D’abord scolarisé à l’école primaire protestante, puis au collège des garçons Charles Viénot, il est allé en France poursuivre ses études. À l’âge de 17 ans, il a quitté Tahiti. "Mon père souhaitait que je fasse mes études dans une sorte d’école pastorale pour prendre la relève, mais honnêtement cela ne m’enchantait pas. Ce n’était pas du tout mon truc, j’étais plutôt attiré par les métiers de l’animation, le socio-culturel. C’est pourquoi j’ai bifurqué." Il a séjourné un temps à Lausanne, en Suisse, et dans diverses villes de France.
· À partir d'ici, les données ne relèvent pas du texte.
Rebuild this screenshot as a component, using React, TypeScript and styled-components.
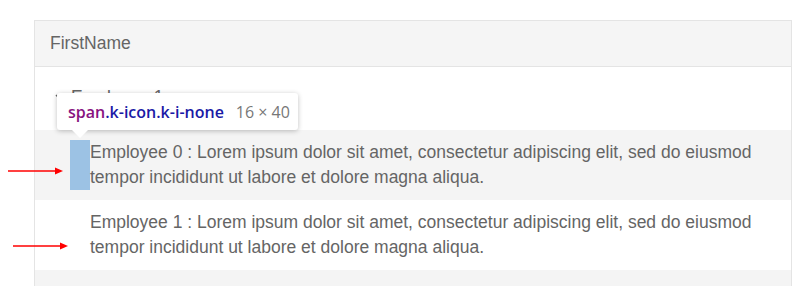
import React from "react";
import styled, { createGlobalStyle } from "styled-components";

const GlobalStyle = createGlobalStyle`
  html, body {
    margin: 0;
    padding: 0;
    background: #ffffff;
  }
  body {
    font-family: "Liberation Sans", Arial, sans-serif;
  }
`;

const Page = styled.div`
  position: relative;
  width: 793px;
  height: 286px;
  overflow: hidden;
  padding: 20px 0 0 34px;
  box-sizing: border-box;
`;

const Grid = styled.div`
  width: 758px;
  border: 1px solid #e4e4e4;
  border-bottom: none;
  box-sizing: border-box;
  color: #656565;
  font-size: 17.5px;
`;

const HeaderRow = styled.div`
  height: 45px;
  display: flex;
  align-items: center;
  padding-left: 15px;
  background: #f5f5f5;
  border-bottom: 1px solid #e4e4e4;
`;

const GroupRow = styled.div`
  height: 63px;
  display: flex;
  align-items: center;
  gap: 6px;
  padding: 0 0 3px 20px;
  box-sizing: border-box;
`;

const Chevron = styled.span`
  display: inline-flex;
  width: 10px;
  color: #656565;
`;

const DataRow = styled.div<{ $alt?: boolean }>`
  height: 70px;
  display: flex;
  align-items: center;
  padding-left: 35px;
  background: ${({ $alt }) => ($alt ? "#f4f4f4" : "#ffffff")};
`;

const IconSpan = styled.span<{ $highlight?: boolean }>`
  flex: none;
  width: 20px;
  height: 50px;
  background: ${({ $highlight }) =>
    $highlight ? "rgba(111, 168, 220, 0.66)" : "transparent"};
`;

const CellText = styled.div`
  width: 670px;
  line-height: 25px;
  font-size: 17.5px;
`;

const Tooltip = styled.div`
  position: absolute;
  left: 57px;
  top: 93px;
  height: 37px;
  padding: 0 8px 0 11px;
  display: flex;
  align-items: center;
  gap: 12px;
  background: #ffffff;
  border-radius: 3px;
  box-shadow: 0 1px 5px rgba(0, 0, 0, 0.25);
  font-family: "Open Sans", "Noto Sans", sans-serif;
  font-size: 16px;

  &::after {
    content: "";
    position: absolute;
    left: 15px;
    bottom: -8px;
    border-left: 8px solid transparent;
    border-right: 8px solid transparent;
    border-top: 8px solid #ffffff;
  }
`;

const Selector = styled.span`
  font-weight: 600;
  color: #1a1aa6;
`;

const Tag = styled.span`
  color: #881280;
`;

const Size = styled.span`
  color: #777777;
`;

const Annotation = styled.svg`
  position: absolute;
  left: 0;
  top: 0;
  pointer-events: none;
`;

const lorem =
  "Lorem ipsum dolor sit amet, consectetur adipiscing elit, sed do eiusmod tempor incididunt ut labore et dolore magna aliqua.";

export default function App() {
  return (
    <>
      <GlobalStyle />
      <Page>
        <Grid>
          <HeaderRow>FirstName</HeaderRow>
          <GroupRow>
            <Chevron>
              <svg width="10" height="8" viewBox="0 0 10 8">
                <path d="M1 2l4 4 4-4" fill="none" stroke="#656565" strokeWidth="1.5" />
              </svg>
            </Chevron>
            Employee 1
          </GroupRow>
          <DataRow $alt>
            <IconSpan $highlight />
            <CellText>Employee 0 : {lorem}</CellText>
          </DataRow>
          <DataRow>
            <IconSpan />
            <CellText>Employee 1 : {lorem}</CellText>
          </DataRow>
          <DataRow $alt />
        </Grid>
        <Tooltip>
          <Selector>
            <Tag>span</Tag>.k-icon.k-i-none
          </Selector>
          <Size>16 × 40</Size>
        </Tooltip>
        <Annotation width="793" height="286">
          <line x1="8" y1="171" x2="56" y2="171" stroke="#ff0000" strokeWidth="1.5" />
          <path d="M55 167.5L63 171L55 174.5Z" fill="#ff0000" />
          <line x1="13" y1="246" x2="61" y2="246" stroke="#ff0000" strokeWidth="1.5" />
          <path d="M60 242.5L68 246L60 249.5Z" fill="#ff0000" />
        </Annotation>
      </Page>
    </>
  );
}
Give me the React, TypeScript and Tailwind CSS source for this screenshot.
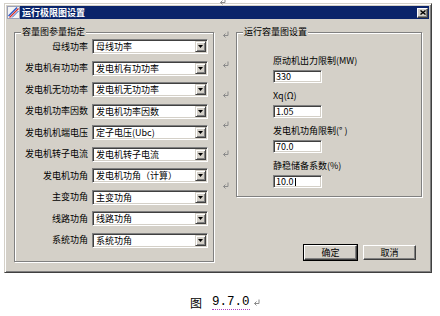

Il est resté quatre années en métropole pour être instructeur à la formation de personnel d’encadrement éducatif et d’animation. Il a également suivi des cours de théologie.

De retour à Tahiti avec un diplôme d’instructeur, il a formé les personnels d’encadrement et d'animation auprès du CPCV, le Comité protestant de centres de vacances, des Centres d'entraînement aux méthodes d'éducation active (Cemea) et de la Maison des jeunes et de la culture de Paofai. En 1976, il a pris la direction de la Maison des jeunes et de la culture de la commune de la commune de Pirae. Henri Hiro, quelques temps auparavant l’avait encouragé à passer un concours de recrutement d’animateur pour pouvoir prétendre à un tel poste. Il garde un heureux souvenir de ces actions au sein de cet établissement. "On formait des jeunes, on a ouvert un centre aéré, il y avait une bibliothèque, on fonctionnait avec les écoles de la ville", se rappelle-t-il.

Le reo avec Maco Tevane

En parallèle, il a étudié le reo tahiti. "Je me suis aperçu après toutes ces années passées en France que je ne parlais pas ma langue. On parlait tahitien à la maison, mais à l’école c’était interdit." Il se tourne alors vers son père qui l’encourage à prendre un enseignant. Étienne Raapoto a étudié sa langue auprès Marc Maamaatuaiahutapu Tevane, mieux connu sous le nom de Maco Tevane. Pendant trois ans, il fait évoluer ses connaissances, grammaticales notamment. "Mais je manquais toujours de vocabulaire." À nouveau, il va voir son père qui l’a mis à l’épreuve. "Il voulait s’assurer que j’étais vraiment motivé ! Il m’a dit : va rejoindre ta tante à Raiatea." Laquelle ne parlais pas un mot de français. "J’y suis allée. Je suis restée auprès d’elle, à Tevaitoa. C’est assez loin de Uturoa et, à l’époque, il y avait peu de transport, j’étais coincé là-bas. J’ai pu progresser très rapidement!"

Entrée à RFO en 1983

Alors qu’il était toujours directeur de la Maison des jeunes de Pirae, il a été invité à intégré le jury d’un concours télévisé animé par Michèle de Chazeau, sur RFO. Ce concours invitait les élèves des établissements du secondaire à s’affronter sur le thème de la culture polynésienne. C’est à ce moment-là qu’il a été remarqué par a chaîne. "On m’a demandé si je ne voulais pas être animateur radio, ce que j’ai accepté." Il a intégré alors ce qui s’appelait la "section tahitienne". C’était en 1983. Étienne Raapoto s’est investi complètement dans ses tâches. Rapidement, il a réclamé une formation pour pouvoir devenir journaliste, ouvrant la voie aux autres animateurs de langue tahitienne. Étienne Raapoto est devenu le premier journaliste bilingue français/reo tahiti. Ce qui lui vaut d’apparaître dans le huitième volume de l’Encyclopédie de Polynésie française.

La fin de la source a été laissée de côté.